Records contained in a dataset
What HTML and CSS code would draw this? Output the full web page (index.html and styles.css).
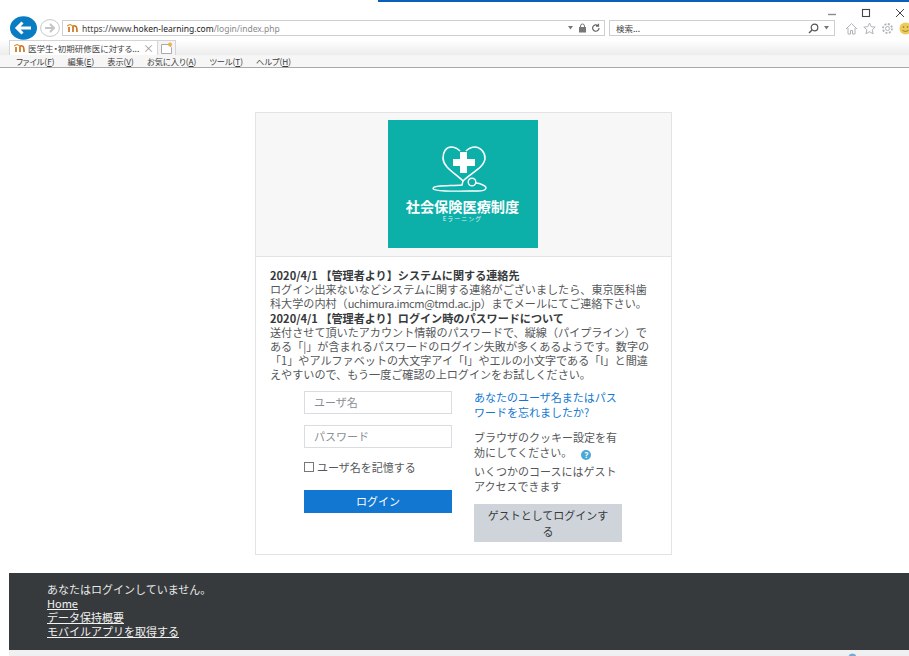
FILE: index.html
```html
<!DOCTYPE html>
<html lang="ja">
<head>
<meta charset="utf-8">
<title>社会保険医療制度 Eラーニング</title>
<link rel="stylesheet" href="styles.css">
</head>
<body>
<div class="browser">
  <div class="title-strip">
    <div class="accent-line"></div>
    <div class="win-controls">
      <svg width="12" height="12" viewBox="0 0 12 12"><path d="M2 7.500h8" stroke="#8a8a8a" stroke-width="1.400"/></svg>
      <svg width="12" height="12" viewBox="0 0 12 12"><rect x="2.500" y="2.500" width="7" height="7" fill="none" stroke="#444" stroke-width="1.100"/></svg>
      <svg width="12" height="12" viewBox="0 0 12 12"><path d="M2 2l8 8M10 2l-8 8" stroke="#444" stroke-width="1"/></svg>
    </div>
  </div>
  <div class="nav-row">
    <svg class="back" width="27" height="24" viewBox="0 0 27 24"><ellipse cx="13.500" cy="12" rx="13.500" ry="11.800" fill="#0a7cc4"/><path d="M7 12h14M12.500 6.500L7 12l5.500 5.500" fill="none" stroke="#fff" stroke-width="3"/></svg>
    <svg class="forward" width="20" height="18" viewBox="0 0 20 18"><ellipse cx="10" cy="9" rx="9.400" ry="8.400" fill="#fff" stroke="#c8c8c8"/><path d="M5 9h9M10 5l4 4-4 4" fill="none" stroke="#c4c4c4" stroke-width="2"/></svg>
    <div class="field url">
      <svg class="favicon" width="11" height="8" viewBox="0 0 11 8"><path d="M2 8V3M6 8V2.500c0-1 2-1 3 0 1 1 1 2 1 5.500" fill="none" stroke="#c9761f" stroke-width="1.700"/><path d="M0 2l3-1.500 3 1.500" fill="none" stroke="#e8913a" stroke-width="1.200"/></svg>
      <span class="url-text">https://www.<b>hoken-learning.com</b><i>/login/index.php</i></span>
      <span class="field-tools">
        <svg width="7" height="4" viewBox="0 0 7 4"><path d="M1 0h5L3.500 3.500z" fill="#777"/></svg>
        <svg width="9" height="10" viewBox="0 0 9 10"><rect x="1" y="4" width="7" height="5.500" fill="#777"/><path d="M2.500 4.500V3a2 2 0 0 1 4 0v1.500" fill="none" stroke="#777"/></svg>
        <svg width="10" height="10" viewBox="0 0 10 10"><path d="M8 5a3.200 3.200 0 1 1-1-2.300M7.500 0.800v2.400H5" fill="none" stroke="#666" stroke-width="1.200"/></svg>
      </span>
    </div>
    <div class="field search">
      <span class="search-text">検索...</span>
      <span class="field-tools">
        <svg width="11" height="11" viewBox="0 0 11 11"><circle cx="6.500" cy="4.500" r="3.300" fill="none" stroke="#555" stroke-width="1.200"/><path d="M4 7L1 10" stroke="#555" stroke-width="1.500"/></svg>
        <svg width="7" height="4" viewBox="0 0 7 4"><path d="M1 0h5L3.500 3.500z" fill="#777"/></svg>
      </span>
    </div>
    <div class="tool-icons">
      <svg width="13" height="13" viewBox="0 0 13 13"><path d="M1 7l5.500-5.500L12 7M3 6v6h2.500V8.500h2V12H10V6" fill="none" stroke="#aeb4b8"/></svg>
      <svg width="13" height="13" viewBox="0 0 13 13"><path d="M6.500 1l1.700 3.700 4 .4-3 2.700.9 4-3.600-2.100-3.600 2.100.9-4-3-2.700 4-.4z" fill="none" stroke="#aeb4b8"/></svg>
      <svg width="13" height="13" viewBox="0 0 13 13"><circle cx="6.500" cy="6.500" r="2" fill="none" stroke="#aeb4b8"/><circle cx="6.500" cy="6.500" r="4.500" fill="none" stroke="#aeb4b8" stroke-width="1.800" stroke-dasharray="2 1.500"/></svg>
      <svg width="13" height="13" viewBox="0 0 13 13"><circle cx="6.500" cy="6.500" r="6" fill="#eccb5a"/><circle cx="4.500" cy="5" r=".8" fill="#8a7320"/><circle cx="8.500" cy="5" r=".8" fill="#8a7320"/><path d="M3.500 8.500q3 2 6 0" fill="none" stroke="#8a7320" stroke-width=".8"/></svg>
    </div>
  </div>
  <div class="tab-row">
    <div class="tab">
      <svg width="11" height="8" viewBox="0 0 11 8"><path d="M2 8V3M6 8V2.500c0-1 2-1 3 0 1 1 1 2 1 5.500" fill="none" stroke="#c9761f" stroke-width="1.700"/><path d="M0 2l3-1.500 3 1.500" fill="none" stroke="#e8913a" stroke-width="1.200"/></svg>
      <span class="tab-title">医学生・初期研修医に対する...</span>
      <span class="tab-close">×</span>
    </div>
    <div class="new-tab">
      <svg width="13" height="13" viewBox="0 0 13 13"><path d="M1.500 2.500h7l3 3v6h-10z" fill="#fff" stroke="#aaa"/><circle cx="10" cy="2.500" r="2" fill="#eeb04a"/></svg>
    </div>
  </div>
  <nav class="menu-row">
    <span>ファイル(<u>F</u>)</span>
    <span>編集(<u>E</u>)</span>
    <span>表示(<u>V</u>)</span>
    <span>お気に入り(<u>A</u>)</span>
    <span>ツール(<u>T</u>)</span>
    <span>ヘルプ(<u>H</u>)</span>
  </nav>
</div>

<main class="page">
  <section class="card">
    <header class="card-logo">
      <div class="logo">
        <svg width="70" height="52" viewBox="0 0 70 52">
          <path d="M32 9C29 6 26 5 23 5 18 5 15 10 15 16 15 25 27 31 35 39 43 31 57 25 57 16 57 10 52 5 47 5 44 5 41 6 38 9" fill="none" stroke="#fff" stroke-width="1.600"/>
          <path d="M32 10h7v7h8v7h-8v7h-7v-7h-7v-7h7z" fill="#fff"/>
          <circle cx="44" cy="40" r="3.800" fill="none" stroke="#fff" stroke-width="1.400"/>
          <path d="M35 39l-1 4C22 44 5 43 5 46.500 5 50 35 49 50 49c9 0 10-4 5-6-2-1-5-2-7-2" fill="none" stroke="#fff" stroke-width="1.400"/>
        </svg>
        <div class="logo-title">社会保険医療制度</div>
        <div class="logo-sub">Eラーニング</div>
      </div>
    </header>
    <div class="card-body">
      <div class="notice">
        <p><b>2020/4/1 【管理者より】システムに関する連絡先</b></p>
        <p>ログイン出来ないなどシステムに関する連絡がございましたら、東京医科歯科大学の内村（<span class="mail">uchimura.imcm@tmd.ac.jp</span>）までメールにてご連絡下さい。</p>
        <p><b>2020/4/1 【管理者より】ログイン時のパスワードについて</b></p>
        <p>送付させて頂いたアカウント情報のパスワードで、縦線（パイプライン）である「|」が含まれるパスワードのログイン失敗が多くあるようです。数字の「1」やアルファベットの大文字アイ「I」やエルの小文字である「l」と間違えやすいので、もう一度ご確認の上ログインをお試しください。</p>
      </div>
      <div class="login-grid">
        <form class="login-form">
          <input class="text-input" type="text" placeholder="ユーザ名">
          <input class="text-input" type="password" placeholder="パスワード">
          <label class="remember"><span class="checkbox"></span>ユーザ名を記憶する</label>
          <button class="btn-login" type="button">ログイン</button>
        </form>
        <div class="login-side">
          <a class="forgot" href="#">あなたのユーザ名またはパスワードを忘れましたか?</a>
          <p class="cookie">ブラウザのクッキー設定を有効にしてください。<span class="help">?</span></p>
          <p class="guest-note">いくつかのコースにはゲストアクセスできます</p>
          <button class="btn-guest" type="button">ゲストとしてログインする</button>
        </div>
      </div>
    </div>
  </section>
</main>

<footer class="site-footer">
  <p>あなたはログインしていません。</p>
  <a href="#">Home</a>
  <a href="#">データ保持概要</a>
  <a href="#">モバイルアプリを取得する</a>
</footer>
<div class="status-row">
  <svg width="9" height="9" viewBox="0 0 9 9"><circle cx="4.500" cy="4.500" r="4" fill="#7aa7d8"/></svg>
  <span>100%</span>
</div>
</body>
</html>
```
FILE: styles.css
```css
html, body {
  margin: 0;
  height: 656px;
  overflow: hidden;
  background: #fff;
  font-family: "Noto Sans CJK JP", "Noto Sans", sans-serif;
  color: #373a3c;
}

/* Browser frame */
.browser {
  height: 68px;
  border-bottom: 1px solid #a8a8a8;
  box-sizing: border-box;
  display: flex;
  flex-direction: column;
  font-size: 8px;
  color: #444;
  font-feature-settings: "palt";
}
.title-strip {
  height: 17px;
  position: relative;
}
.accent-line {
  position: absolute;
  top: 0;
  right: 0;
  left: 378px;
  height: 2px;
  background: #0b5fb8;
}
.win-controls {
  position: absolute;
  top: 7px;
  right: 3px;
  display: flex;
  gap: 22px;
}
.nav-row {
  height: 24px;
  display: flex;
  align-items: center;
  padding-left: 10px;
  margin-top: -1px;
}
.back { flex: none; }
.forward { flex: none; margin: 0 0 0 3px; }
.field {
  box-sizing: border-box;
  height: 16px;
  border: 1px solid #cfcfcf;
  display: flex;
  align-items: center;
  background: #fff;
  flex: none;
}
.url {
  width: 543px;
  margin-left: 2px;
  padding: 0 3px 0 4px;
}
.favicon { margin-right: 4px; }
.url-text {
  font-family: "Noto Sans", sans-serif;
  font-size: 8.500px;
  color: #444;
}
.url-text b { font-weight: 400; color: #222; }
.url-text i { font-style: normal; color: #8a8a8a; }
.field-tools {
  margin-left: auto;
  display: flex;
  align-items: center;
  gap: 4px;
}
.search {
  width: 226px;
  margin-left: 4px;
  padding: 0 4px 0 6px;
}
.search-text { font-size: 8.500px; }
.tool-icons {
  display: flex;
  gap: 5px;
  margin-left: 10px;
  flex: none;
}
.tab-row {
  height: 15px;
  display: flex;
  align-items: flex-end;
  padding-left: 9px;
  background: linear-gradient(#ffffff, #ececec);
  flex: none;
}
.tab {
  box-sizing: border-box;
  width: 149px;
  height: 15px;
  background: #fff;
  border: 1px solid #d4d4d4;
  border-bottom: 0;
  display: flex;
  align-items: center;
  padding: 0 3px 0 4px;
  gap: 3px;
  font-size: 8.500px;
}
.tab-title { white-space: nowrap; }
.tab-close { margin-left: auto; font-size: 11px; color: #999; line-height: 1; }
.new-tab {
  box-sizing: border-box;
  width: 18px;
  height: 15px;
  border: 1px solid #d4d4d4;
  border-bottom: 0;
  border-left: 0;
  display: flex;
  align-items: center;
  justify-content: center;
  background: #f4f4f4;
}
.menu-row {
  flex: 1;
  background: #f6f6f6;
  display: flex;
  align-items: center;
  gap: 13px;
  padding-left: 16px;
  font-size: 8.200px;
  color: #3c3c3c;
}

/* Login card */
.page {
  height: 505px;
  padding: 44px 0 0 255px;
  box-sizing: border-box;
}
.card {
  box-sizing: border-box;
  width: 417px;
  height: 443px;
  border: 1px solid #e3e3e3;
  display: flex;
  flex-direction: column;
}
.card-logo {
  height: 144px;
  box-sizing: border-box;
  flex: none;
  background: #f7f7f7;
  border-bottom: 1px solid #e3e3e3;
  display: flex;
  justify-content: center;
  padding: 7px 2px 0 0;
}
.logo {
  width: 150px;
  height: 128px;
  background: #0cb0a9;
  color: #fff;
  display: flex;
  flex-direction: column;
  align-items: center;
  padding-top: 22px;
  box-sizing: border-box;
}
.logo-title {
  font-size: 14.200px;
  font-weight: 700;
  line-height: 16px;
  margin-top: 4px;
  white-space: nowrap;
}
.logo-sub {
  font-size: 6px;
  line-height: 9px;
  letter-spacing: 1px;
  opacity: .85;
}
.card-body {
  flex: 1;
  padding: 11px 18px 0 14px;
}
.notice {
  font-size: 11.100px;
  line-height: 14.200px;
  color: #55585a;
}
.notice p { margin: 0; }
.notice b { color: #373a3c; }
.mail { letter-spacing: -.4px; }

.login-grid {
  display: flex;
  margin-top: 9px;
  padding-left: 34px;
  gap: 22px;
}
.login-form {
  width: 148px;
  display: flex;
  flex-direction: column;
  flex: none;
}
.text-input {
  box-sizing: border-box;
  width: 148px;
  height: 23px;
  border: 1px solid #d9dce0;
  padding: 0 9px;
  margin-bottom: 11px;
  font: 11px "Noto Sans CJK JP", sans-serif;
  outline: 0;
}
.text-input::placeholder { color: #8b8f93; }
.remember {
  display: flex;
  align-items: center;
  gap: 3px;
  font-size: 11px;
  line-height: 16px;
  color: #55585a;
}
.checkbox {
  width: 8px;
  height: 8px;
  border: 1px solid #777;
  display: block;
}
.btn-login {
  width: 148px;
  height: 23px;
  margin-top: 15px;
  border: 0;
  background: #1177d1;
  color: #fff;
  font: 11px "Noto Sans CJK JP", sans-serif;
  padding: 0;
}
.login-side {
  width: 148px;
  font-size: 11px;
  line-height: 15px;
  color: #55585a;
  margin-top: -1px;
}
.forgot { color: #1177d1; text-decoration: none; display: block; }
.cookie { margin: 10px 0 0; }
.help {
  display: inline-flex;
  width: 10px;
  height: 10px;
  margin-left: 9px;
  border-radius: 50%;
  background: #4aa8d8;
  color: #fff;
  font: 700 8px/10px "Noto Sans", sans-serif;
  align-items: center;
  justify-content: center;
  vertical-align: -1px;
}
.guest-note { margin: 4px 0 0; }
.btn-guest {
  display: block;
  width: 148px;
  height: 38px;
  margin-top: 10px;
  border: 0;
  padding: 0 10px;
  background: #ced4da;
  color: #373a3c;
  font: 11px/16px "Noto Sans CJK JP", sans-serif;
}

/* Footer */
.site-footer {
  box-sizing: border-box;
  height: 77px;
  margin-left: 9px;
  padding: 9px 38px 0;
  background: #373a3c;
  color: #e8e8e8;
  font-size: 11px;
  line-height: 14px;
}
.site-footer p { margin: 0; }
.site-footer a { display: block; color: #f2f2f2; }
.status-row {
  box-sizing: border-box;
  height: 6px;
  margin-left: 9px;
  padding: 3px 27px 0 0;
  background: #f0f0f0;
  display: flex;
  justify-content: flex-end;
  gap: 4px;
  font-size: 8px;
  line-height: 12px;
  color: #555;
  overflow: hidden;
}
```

* * *

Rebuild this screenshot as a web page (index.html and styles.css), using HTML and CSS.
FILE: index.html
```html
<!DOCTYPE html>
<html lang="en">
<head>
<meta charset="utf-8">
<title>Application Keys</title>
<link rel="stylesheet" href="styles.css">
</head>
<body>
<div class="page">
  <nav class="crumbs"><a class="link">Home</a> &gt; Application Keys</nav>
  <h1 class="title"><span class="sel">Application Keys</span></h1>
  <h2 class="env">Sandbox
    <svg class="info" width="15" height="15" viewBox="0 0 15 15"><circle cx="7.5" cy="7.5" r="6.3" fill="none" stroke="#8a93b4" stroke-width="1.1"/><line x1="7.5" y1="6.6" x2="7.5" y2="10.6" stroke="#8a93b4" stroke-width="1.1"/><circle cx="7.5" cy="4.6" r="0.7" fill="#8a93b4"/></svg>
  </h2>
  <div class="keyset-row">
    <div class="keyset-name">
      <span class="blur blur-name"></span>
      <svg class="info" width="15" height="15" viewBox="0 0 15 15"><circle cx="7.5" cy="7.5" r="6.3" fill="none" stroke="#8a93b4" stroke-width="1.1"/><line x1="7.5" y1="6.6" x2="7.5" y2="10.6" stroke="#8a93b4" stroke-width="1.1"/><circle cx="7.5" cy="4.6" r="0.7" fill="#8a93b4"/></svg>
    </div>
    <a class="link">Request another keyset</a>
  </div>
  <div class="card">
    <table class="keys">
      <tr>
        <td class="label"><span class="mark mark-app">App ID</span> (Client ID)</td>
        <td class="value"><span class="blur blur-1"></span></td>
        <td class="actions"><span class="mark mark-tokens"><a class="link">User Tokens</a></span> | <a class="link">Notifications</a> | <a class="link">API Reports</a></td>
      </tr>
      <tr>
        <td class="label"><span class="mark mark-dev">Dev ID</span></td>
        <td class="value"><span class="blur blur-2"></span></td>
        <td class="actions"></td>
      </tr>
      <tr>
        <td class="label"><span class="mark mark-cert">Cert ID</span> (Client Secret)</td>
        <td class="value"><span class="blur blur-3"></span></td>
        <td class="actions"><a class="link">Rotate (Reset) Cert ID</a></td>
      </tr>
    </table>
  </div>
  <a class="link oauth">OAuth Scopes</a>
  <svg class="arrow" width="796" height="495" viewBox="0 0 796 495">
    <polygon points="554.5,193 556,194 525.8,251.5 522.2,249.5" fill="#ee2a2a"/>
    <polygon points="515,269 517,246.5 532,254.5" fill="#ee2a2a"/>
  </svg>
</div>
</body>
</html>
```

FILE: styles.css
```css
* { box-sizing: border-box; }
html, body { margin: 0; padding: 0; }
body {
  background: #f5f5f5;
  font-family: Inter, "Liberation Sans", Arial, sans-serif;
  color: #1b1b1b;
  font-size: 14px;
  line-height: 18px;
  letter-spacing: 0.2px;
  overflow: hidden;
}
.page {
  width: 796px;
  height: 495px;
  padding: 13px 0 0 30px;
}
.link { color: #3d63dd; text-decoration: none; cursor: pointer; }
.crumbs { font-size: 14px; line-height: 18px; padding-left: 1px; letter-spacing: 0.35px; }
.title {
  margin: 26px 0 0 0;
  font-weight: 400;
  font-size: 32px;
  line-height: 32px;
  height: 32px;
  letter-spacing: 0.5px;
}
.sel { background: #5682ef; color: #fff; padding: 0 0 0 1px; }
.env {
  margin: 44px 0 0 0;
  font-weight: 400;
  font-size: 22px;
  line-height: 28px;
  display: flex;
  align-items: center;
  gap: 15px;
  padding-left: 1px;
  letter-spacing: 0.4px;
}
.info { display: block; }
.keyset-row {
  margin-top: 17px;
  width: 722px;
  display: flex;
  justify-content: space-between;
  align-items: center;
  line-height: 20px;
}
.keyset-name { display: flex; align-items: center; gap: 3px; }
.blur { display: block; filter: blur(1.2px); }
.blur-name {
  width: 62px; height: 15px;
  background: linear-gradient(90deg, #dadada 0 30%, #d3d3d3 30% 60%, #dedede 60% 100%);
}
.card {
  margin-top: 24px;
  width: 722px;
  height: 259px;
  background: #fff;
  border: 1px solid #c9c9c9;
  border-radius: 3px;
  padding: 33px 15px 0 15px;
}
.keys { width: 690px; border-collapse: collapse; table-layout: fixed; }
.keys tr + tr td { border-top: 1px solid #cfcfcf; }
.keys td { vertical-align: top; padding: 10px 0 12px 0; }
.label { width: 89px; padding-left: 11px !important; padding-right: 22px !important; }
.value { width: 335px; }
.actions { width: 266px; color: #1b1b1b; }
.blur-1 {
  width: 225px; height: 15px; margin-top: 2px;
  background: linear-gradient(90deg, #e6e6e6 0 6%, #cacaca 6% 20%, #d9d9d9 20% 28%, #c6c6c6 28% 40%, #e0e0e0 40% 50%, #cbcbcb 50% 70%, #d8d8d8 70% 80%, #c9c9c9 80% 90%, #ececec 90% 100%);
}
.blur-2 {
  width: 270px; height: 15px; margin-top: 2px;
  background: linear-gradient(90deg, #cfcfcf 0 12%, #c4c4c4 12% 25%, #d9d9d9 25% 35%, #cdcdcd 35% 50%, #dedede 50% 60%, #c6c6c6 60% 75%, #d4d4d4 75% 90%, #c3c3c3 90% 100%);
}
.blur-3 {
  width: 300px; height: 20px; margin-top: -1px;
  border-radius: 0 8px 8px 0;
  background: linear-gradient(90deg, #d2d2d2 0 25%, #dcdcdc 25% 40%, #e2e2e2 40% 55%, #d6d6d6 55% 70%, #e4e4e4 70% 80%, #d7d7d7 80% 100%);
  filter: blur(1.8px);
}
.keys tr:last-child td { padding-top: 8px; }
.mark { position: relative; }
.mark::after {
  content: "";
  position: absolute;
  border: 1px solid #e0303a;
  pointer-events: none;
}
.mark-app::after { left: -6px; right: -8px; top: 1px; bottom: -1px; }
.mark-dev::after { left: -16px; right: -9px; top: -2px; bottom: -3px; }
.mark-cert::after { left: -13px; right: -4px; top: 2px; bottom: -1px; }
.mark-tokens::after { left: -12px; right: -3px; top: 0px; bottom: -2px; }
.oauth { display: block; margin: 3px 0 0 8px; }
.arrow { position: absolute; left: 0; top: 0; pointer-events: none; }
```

### Written task
Among the lines of the material, find those that hold the word "page" and copy them.

### Solution for this task
What HTML and CSS code would draw this? Output the full web page (index.html and styles.css).
<main class="page">
.page {
Rebuild this screenshot as a web page (index.html and styles.css), using HTML and CSS.
<div class="page">
.page {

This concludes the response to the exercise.